Your task: Look through the data below and return each line where "with" appears.

Recorded data:
---
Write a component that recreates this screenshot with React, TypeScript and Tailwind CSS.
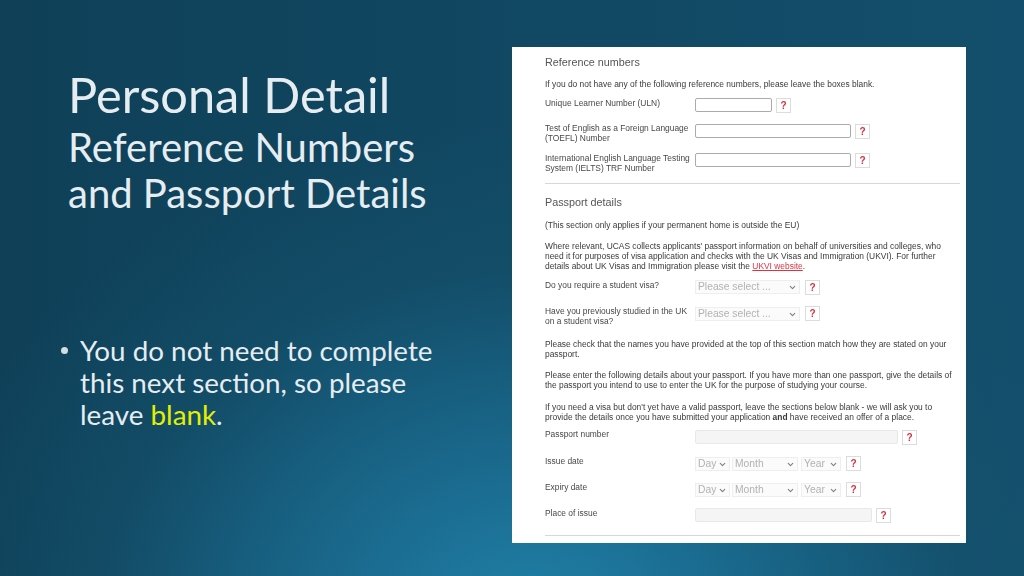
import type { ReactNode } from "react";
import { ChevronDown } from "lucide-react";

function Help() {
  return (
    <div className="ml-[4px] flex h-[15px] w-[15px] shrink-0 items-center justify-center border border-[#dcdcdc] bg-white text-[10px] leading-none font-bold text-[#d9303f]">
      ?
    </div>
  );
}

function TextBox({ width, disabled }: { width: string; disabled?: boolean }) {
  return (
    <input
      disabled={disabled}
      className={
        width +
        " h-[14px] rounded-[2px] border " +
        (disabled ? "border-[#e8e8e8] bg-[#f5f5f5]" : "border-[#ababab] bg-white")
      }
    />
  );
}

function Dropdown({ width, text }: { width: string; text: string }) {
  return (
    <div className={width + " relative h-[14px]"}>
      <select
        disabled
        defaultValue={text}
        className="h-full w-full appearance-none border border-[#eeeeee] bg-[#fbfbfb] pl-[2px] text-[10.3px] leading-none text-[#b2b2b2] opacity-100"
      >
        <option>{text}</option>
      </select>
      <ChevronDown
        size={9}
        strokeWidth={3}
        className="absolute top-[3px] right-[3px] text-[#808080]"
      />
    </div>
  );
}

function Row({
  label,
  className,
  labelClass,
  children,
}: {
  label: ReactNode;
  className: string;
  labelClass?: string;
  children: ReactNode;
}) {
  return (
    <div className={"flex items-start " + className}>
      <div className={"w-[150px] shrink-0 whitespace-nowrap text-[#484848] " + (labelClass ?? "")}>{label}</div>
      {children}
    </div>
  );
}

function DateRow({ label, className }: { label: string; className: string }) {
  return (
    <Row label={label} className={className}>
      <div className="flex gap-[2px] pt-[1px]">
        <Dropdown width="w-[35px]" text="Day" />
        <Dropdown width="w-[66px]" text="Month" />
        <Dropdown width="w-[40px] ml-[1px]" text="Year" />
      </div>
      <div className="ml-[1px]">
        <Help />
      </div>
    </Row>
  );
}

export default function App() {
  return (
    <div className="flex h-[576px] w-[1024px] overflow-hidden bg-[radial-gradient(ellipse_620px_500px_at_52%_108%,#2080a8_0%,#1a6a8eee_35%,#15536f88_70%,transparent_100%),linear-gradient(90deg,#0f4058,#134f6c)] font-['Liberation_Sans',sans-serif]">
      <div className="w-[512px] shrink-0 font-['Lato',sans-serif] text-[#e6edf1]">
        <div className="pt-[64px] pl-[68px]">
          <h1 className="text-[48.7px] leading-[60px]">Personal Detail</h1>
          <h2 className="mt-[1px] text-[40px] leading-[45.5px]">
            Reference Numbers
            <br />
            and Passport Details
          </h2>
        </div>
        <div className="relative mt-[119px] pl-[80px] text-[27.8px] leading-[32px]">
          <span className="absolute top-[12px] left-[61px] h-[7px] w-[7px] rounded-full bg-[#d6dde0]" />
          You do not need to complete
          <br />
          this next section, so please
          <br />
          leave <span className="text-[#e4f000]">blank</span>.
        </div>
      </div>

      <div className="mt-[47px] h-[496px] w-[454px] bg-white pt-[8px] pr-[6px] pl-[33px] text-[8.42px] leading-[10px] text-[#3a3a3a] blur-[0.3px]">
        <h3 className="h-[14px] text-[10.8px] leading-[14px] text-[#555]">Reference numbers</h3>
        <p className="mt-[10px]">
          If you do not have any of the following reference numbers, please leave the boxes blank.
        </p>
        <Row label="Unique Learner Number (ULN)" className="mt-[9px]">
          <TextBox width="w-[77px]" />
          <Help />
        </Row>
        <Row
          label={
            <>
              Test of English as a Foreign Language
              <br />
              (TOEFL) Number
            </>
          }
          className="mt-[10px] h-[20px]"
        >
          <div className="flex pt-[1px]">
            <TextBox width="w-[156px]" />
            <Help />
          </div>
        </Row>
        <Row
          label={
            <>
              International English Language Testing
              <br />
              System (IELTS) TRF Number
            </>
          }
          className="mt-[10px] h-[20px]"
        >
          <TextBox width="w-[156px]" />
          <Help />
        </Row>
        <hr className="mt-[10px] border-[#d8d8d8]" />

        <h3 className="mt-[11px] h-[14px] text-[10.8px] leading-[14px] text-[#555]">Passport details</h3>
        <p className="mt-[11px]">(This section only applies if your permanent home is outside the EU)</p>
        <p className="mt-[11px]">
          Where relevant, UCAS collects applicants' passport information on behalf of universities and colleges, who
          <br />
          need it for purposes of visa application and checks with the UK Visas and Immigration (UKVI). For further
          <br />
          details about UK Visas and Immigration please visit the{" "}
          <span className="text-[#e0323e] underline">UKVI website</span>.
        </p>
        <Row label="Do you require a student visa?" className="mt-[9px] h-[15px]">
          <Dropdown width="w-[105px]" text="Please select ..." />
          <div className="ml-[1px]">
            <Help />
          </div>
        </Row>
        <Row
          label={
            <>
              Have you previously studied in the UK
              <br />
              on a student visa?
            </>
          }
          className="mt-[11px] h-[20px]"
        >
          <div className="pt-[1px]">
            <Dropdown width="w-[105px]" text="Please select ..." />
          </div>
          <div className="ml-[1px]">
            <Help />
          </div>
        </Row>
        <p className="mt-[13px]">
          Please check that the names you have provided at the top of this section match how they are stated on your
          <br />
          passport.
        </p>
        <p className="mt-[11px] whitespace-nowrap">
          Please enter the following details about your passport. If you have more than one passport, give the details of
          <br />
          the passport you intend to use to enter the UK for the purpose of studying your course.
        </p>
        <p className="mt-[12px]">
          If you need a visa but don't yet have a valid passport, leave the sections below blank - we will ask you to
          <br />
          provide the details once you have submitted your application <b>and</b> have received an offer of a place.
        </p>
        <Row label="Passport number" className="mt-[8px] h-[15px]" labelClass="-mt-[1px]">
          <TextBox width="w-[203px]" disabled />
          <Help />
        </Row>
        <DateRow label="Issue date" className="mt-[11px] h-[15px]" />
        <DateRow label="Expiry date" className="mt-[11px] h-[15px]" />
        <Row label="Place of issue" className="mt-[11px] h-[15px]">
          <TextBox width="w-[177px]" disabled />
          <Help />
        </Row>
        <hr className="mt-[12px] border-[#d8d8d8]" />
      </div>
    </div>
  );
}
---
Task answer:
Write a component that recreates this screenshot with React, TypeScript and Tailwind CSS.
          need it for purposes of visa application and checks with the UK Visas and Immigration (UKVI). For further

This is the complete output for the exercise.